Sidelines | United We Stand, Divided the Old Fall Harder
Updated 15:32, 24-Oct-2020

Sidelines is a column by CGTN Social Media Desk 

The comment section of music apps is a place to bond. But it can also divide along age lines. Below the songs playlisted by this columnist, the comments include quite a few exclamations like: OMG! Can't believe it! Being a Generation Z, I so dig this tune, too! 

A cool reminder of how time flies in a way that thrusts the back-burner issue of aging right under your nose.

To feel good about ourselves, we older folk sometimes tell gags about the generational gap to mock young people's ignorance of the "conventional state of affairs." But no sooner than the laughter calms down, we realize that the joke might just as well be on us and our denial of the impact of our new lifestyles. As one such joke goes, upon seeing a real-life floppy disk, a Generation Z shouts out: "Did Microsoft make a garage kit for its saving button symbol?"

The generation gap is a footnote to how fast and drastically the world changes.

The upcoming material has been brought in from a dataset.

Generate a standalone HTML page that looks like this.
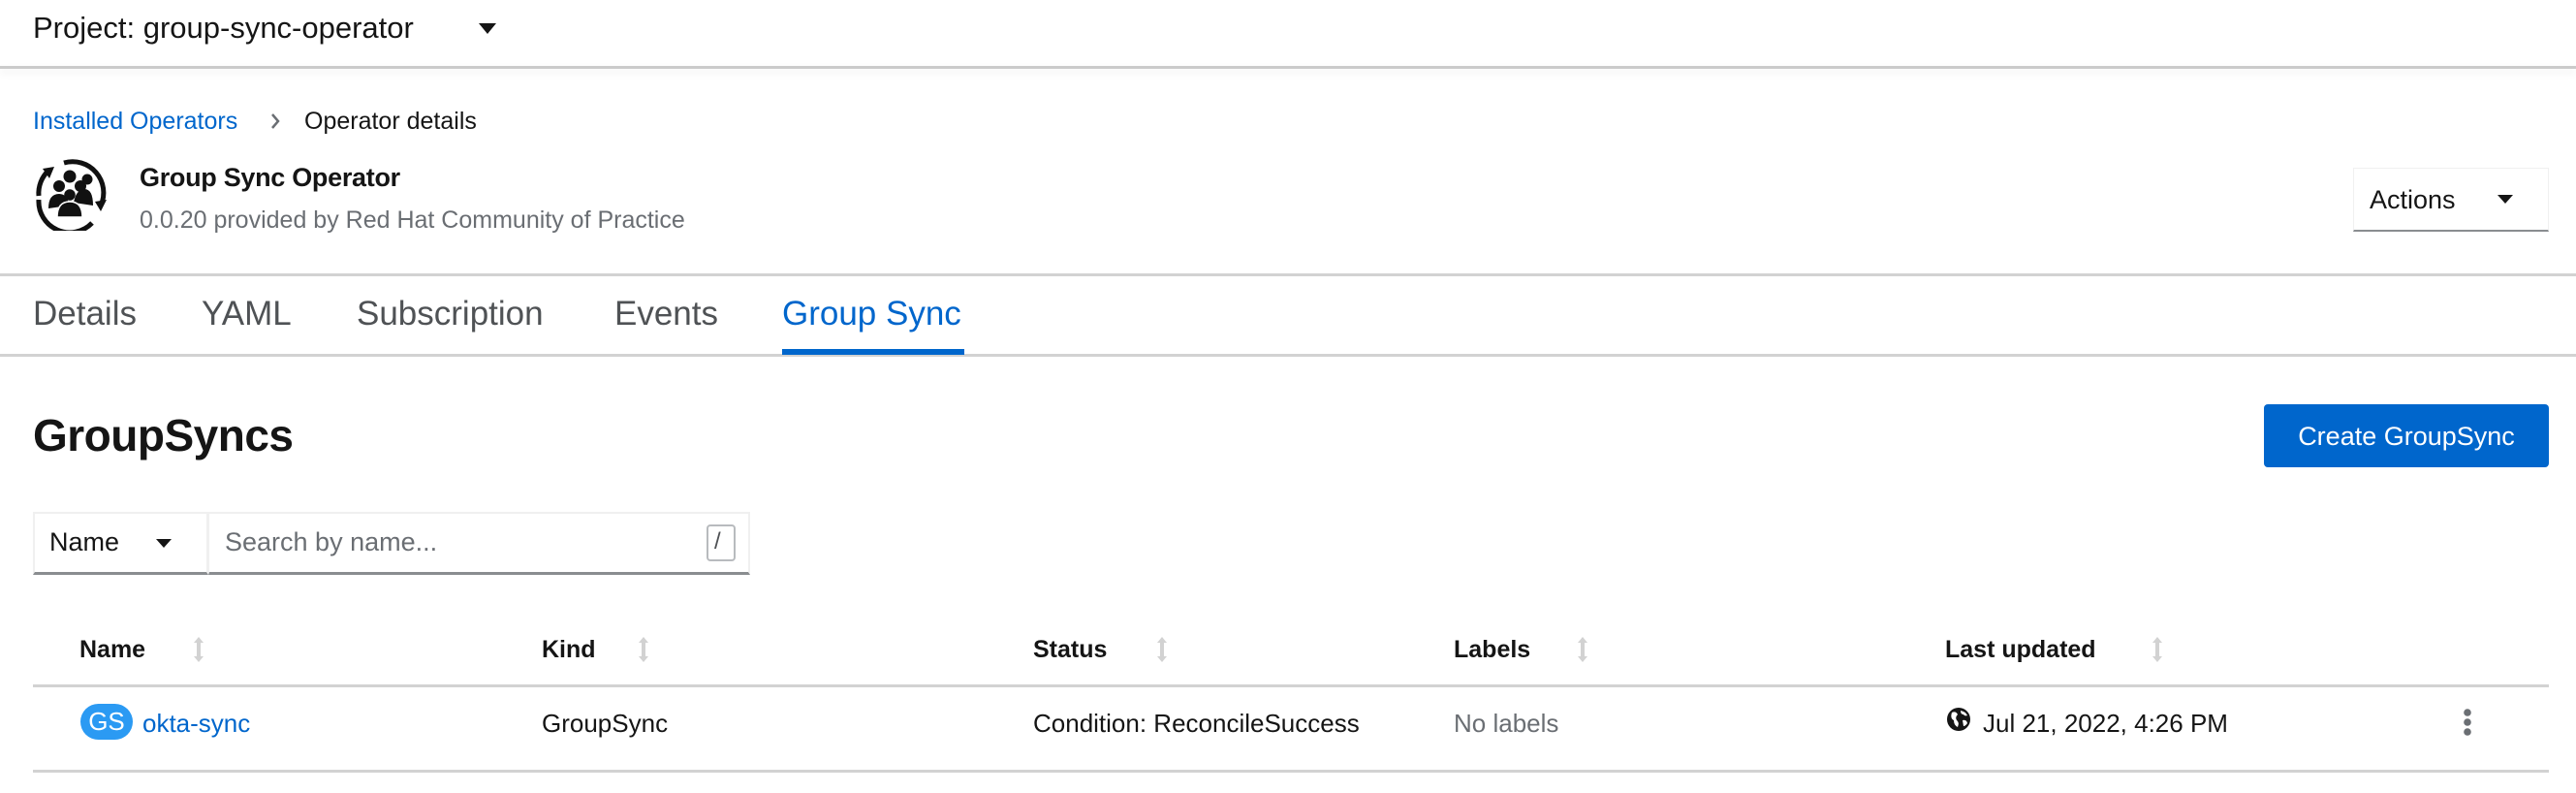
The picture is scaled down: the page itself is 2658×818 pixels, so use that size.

In the not-so-good old days, science and society progressed so slowly that a century worth of people seldom felt any generational difference. The 21st century has a completely distinct landscape. The idea of a music app was still beyond most people's imagination during the first ten years of this century. MP3 Player continued gobbling up market shares once owned by Walkman and CD Player. Less than a decade, smartphones quashed the market for all.

With the rapid technological revolution, what older generations are familiar with could be quietly and steadily obliterated.

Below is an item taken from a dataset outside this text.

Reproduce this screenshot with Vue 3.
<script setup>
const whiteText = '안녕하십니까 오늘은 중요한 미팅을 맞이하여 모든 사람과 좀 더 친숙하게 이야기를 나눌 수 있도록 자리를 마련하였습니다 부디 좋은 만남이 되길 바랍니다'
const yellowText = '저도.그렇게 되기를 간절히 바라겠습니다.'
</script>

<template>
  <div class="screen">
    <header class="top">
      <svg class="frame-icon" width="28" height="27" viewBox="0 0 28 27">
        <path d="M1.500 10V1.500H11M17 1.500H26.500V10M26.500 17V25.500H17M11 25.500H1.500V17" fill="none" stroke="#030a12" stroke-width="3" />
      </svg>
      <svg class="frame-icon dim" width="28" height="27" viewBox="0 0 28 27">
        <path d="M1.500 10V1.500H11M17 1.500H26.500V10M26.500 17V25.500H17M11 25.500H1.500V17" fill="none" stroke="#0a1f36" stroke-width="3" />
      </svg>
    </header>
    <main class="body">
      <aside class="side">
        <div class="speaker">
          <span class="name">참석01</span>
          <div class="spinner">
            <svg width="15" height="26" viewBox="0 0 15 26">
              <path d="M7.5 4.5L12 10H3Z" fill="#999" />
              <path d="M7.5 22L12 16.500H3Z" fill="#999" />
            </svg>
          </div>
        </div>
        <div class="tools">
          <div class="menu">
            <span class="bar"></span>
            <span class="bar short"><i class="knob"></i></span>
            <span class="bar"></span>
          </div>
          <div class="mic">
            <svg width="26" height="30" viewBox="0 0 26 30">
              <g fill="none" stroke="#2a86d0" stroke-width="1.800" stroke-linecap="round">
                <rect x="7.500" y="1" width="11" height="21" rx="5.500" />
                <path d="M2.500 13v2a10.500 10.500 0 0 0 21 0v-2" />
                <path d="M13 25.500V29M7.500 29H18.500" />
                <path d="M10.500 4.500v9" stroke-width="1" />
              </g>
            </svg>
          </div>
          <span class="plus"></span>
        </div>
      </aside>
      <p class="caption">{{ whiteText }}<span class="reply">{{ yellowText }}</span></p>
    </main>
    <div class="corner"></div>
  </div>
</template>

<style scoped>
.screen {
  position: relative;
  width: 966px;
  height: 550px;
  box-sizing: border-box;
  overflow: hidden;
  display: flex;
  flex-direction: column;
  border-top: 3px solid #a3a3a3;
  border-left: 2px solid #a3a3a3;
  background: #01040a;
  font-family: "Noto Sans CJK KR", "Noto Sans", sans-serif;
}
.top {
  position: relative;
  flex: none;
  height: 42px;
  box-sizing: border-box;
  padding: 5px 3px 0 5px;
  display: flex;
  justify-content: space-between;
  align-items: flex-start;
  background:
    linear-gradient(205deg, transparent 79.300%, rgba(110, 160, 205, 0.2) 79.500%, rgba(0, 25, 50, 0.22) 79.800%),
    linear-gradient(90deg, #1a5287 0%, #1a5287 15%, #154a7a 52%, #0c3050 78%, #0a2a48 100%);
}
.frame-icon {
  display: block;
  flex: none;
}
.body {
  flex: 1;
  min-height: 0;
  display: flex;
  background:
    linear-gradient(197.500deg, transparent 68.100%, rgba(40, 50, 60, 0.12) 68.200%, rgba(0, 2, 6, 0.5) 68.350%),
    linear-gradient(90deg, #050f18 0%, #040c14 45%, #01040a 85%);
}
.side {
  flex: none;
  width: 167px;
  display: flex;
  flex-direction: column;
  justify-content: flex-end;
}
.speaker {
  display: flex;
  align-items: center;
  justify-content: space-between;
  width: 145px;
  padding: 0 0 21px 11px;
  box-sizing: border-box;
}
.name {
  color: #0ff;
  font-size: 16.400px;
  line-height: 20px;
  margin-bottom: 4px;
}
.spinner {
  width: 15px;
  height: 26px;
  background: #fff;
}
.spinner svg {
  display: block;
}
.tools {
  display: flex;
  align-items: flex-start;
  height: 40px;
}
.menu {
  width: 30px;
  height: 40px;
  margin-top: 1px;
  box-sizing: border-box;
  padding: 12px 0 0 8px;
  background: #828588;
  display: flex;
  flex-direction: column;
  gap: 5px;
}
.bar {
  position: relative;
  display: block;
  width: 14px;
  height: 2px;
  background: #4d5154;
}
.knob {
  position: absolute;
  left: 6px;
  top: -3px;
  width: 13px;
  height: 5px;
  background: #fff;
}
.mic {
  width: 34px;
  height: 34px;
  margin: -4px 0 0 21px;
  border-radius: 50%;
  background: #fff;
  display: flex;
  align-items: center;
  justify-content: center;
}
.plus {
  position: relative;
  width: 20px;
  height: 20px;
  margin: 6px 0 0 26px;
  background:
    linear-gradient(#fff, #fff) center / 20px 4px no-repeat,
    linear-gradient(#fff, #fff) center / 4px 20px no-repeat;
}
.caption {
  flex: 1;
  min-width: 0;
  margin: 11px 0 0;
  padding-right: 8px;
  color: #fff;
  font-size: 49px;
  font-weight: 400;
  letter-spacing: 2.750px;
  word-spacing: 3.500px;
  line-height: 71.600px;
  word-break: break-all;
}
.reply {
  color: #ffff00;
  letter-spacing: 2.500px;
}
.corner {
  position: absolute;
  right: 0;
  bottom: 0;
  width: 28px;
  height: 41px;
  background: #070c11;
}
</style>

Some hand gestures, for example, are on their way to extinction, linguistics say. Suppose you are signaling to your friend across a noisy street that you are going to phone her: automatically you arrange your fingers in the shape of a landline receiver. Imagine what people will do after the landline is tossed into the science history museum. Another more likely candidate to be condemned into oblivion is rubbing three fingers to suggest money. Landline's number may not be up anytime soon, but digital currency has already rendered banknotes clumsy.

For the elderly struggling to cope with this digital reconstruction of life, the switch to paperless money is no laughing matter. It causes real problems.

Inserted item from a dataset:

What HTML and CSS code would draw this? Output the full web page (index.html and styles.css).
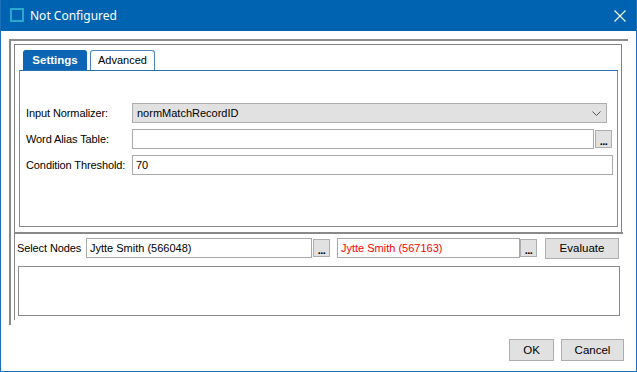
FILE: index.html
```html
<!DOCTYPE html>
<html>
<head>
  <title>Not Configured</title>
  <link rel="stylesheet" href="styles.css">
</head>
<body>
  <div class="window">
    <div class="titlebar">
      <span class="app-icon"></span>
      <span class="title">Not Configured</span>
      <svg class="close-btn" width="12" height="12" viewBox="0 0 12 12">
        <path d="M0.5 0.5 L11.5 11.5 M11.5 0.5 L0.5 11.5" stroke="#fff" stroke-width="1.1" fill="none"/>
      </svg>
    </div>

    <div class="client">
      <div class="frame-outer">
        <div class="frame-inner">
          <div class="upper-pane">
            <div class="tabs">
              <div class="tab active">Settings</div>
              <div class="tab">Advanced</div>
            </div>
            <div class="tab-panel">
              <div class="form-row">
                <label>Input Normalizer:</label>
                <div class="combo">
                  <span>normMatchRecordID</span>
                  <svg class="chevron" width="9" height="5" viewBox="0 0 9 5">
                    <path d="M0.5 0.5 L4.5 4.5 L8.5 0.5" stroke="#555" stroke-width="1" fill="none"/>
                  </svg>
                </div>
              </div>
              <div class="form-row">
                <label>Word Alias Table:</label>
                <div class="text-box alias-box"></div>
                <div class="dots-btn">...</div>
              </div>
              <div class="form-row">
                <label>Condition Threshold:</label>
                <div class="text-box threshold-box">70</div>
              </div>
            </div>
          </div>

          <div class="lower-pane">
            <div class="nodes-row">
              <label class="nodes-label">Select Nodes</label>
              <div class="text-box node-box first">Jytte Smith (566048)</div>
              <div class="dots-btn">...</div>
              <div class="text-box node-box second red">Jytte Smith (567163)</div>
              <div class="dots-btn tight">...</div>
              <div class="button evaluate-btn">Evaluate</div>
            </div>
            <div class="output-box"></div>
          </div>
        </div>
      </div>

      <div class="dialog-buttons">
        <div class="button ok-btn">OK</div>
        <div class="button cancel-btn">Cancel</div>
      </div>
    </div>
  </div>
</body>
</html>
```

FILE: styles.css
```css
body {
  margin: 0;
  padding: 0;
  font-family: 'Liberation Sans', Arial, sans-serif;
  font-size: 11px;
  color: #000;
}

.window {
  width: 637px;
  height: 372px;
  box-sizing: border-box;
  border: 1px solid #1c6fb8;
  border-top: none;
  background: white;
  display: flex;
  flex-direction: column;
}

.titlebar {
  height: 31px;
  flex-shrink: 0;
  background: #0063b1;
  display: flex;
  align-items: center;
  padding-left: 9px;
  color: white;
}

.app-icon {
  width: 14px;
  height: 14px;
  box-sizing: border-box;
  border: 2px solid #2aa9cf;
  margin-top: -1px;
}

.title {
  font-family: 'Noto Sans', sans-serif;
  font-size: 12px;
  margin-left: 6px;
}

.close-btn {
  margin-left: auto;
  margin-right: 10px;
}

.client {
  flex: 1;
  padding: 8px 11px 0 8px;
  display: flex;
  flex-direction: column;
}

.frame-outer {
  width: 619px;
  height: 286px;
  box-sizing: border-box;
  border-top: 2px solid #8e8e8e;
  border-left: 2px solid #8a8a8a;
  padding: 3px 0 0 3px;
}

.frame-inner {
  width: 608px;
  height: 276px;
  display: flex;
  flex-direction: column;
}

/* upper part: tab control */
.upper-pane {
  height: 188px;
  box-sizing: border-box;
  border: 1px solid #828282;
  border-bottom: none;
  padding: 5px 3px 0 4px;
}

.tabs {
  display: flex;
  height: 20px;
  padding-left: 4px;
  gap: 3px;
}

.tab {
  box-sizing: border-box;
  height: 20px;
  width: 65px;
  text-align: center;
  line-height: 18px;
  font-size: 11px;
  border: 1px solid #4a84b8;
  border-bottom: none;
  border-radius: 3px 3px 0 0;
  background: white;
}

.tab.active {
  background: #0c66b5;
  border-color: #0c66b5;
  color: white;
  font-weight: bold;
  font-size: 11.5px;
  width: 64px;
}

.tab-panel {
  height: 157px;
  box-sizing: border-box;
  border: 1px solid #8a8a8a;
  border-top: 1px solid #2c6fae;
  padding: 32px 0 0 6px;
  display: flex;
  flex-direction: column;
  gap: 6px;
}

.form-row {
  display: flex;
  align-items: center;
  height: 20px;
}

.form-row label {
  width: 106px;
  flex-shrink: 0;
  letter-spacing: -0.1px;
}

.combo {
  width: 475px;
  height: 20px;
  box-sizing: border-box;
  background: #e1e1e1;
  border: 1px solid #adadad;
  display: flex;
  align-items: center;
  padding: 0 5px 0 4px;
}

.chevron {
  margin-left: auto;
}

.text-box {
  height: 20px;
  box-sizing: border-box;
  border: 1px solid #a9a9a9;
  background: white;
  padding-left: 3px;
  line-height: 18px;
}

.alias-box {
  width: 462px;
}

.threshold-box {
  width: 481px;
}

.dots-btn {
  width: 17px;
  height: 18px;
  box-sizing: border-box;
  margin-left: 1px;
  background: #e1e1e1;
  border: 1px solid #adadad;
  font-weight: bold;
  text-align: center;
  line-height: 20px;
  font-size: 11px;
  letter-spacing: -0.5px;
}

/* lower part: node selection */
.lower-pane {
  flex: 1;
  border-top: 2px solid #8a8a8a;
  border-left: 1px solid #8a8a8a;
  margin-right: -1px;
  padding: 4px 0 0 2px;
}

.nodes-row {
  display: flex;
  align-items: flex-start;
  height: 21px;
}

.nodes-label {
  width: 69px;
  line-height: 20px;
  letter-spacing: -0.1px;
}

.node-box {
  height: 20px;
}

.node-box.first {
  width: 226px;
}

.node-box.second {
  width: 183px;
  margin-left: 7px;
}

.nodes-row .dots-btn {
  margin-top: 1px;
  margin-left: 1px;
}

.nodes-row .dots-btn.tight {
  margin-left: 0;
}

.red {
  color: #ff0000;
}

.button {
  box-sizing: border-box;
  height: 21px;
  background: #e1e1e1;
  border: 1px solid #adadad;
  text-align: center;
  line-height: 19px;
  font-size: 11.5px;
}

.evaluate-btn {
  width: 74px;
  margin-left: 8px;
}

.output-box {
  width: 602px;
  height: 50px;
  box-sizing: border-box;
  margin: 7px 0 0 1px;
  border: 1px solid #8a8a8a;
}

.dialog-buttons {
  display: flex;
  justify-content: flex-end;
  gap: 7px;
  margin-top: 14px;
  margin-right: 1px;
}

.dialog-buttons .button {
  height: 22px;
  line-height: 20px;
}

.ok-btn {
  width: 45px;
}

.cancel-btn {
  width: 63px;
}
```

Following various reports in China that older shoppers were perplexed by the rejection of cash at the checkpoints due partly to an overly zealously embrace of digital currency, the government rushed to correct, stressing that it's illegal to turn down legitimate banknotes in payments.

A great deal more could be at risk for the slower adopters of digital life amid a global pandemic. Governments, as well as individuals, are relying heavily on new information technology to ward off the new coronavirus. From trace and track applications to online shopping, and Zoom to stay in touch with family and work, the required skills that younger generations take for granted can be befuddling to the elderly who are also the most vulnerable facing COVID-19.

A recent survey in the UK found that a majority of people over 60 feared being left out from the government's trace and track project because of lacking the technological know-how to update their phones to install the newly issued mobile application that alerts people to close contact with an infected person.

Similar complaints are heard in China despite the country's largely successful anti-COVID-19 measures. The trace and track done on the Chinese messaging app WeChat might be difficult for some pensioners not in touch with its functions.

Family members can always be counted on to help older relatives with COVID-19 apps. For households in which such help is not immediately available, local governments or communities need to give out information and answer questions with leaflets or hotlines (social distancing also needs to be factored in). Alternative measures from telephone surveys to TV or radio bulletins and door-to-door visits by volunteers can make up for the uneven distribution of smartphone ownership.

A "gap" denotes disconnection. Yet, if a song trending decades ago is still capable of touching the heartstrings of teenagers today, there is a connecting force that defies time. Amid a sweeping pandemic that has divided the world in so many ways, we hope this force of kindness can help heal at least one of them.